In: Statistics and Probability
What are the different commands in R software to analyze the Mayo clinic's "pbc" dataset?
Importing package
library(survival)
Loading data set
data(pbc)
Checking the head of data
head(pbc)
Structure of PBC data
str(pbc)
Summary of PBC data
summary(pbc)
The data set pbc (primary biliary cirrhosis) contains the main variable time, which is the observed, potentially censored survival time and the status, which indicates if the observation has been censored. In addition there are 17 observed covariates, where we show above five that in previous analyzes have been found to be important.
plot of the survival times
nr <- 50
plot(c(0, pbc$time[1]), c(1, 1), type = "l", ylim = c(0, nr + 1), xlim = c(0,
max(pbc$time[1:nr]) + 10), ylab = "nr", xlab = "Survival time")
for (i in 2:nr) lines(c(0, pbc$time[i]), c(i, i))
for (i in 1:nr) {
if (pbc$status[i] == 0)
points(pbc$time[i], i, col = "red", pch = 20) #censored
if (pbc$status[i] == 1)
points(pbc$time[i], i) }
In the complete dataset there are 418 patients, and the status variable shows that 161 have died, 232 have been censored and then 25 have got a transplant. We exclude those 25 observations from the further analysis. Furthermore, we change the status variable to a logical for subsequent use.
pbc <- subset(pbc, status != 1)
pbc <- transform(pbc, status = as.logical(status))
-> Estimation of the survival function using the Kaplan-Meier estimator can be done using the survfit function.

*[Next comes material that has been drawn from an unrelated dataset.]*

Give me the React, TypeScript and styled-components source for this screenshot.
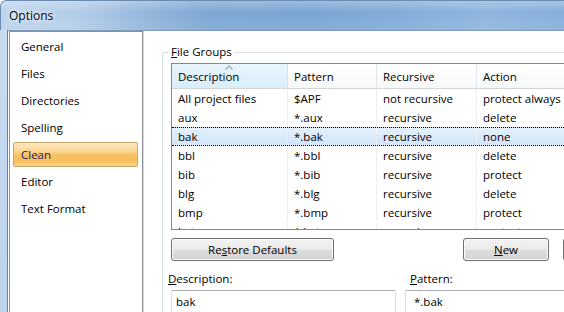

pbcSurv <- survfit(Surv(time, status) ~ 1, data = pbc)
plot(pbcSurv, mark.time = FALSE)
The result from survfit is an R object of type survfit. Calling
summary with a survfit object as argument provides the
non-parametric estimate of the survival function including
additional information as a long list. The plot with the added,
pointwise confidence bands
is perhaps more informative. Setting mark.time = FALSE prevents all
the censored observations to be marked on the plot by a “+”.
The function Surv applied to the time and status variables for the PBC data is a function that creates a survival object.
-> We can compute the Kaplan-Meier and the Nelson-Aalen estimators directly. First we form the individuals at risk process for the subsequent computations
risk <- with(pbc, data.frame(Y = nrow(pbc):1, time =
sort(time)))
surv <- with(pbc, risk[status[order(time)], ])
plot(Y ~ time, data = risk, type = "l")
points(Y ~ time, data = surv, col = "red") ## uncensored
survivals
-> Then we compute the two non-parametric estimators of the survival function.
### Kaplan-Meier and Nelson-Aalen estimates
surv <- transform(surv, KM = cumprod(1 - 1/Y), NAa =
exp(-cumsum(1/Y)))
plot(KM ~ time, data = surv, type = "s", ylim = c(0, 1), xlim =
c(0, 4200))
lines(NAa ~ time, data = surv, type = "s", col =
"blue")
-> It is difficult to see any differences. We can also compute and plot the estimated cumulative hazard functions. Then it is possible to observe small differences in the tail.
plot(-log(KM) ~ time, data = surv, type = "s", xlim =
c(0, 4200))
lines(-log(NAa) ~ time, data = surv, type = "s", col =
"blue")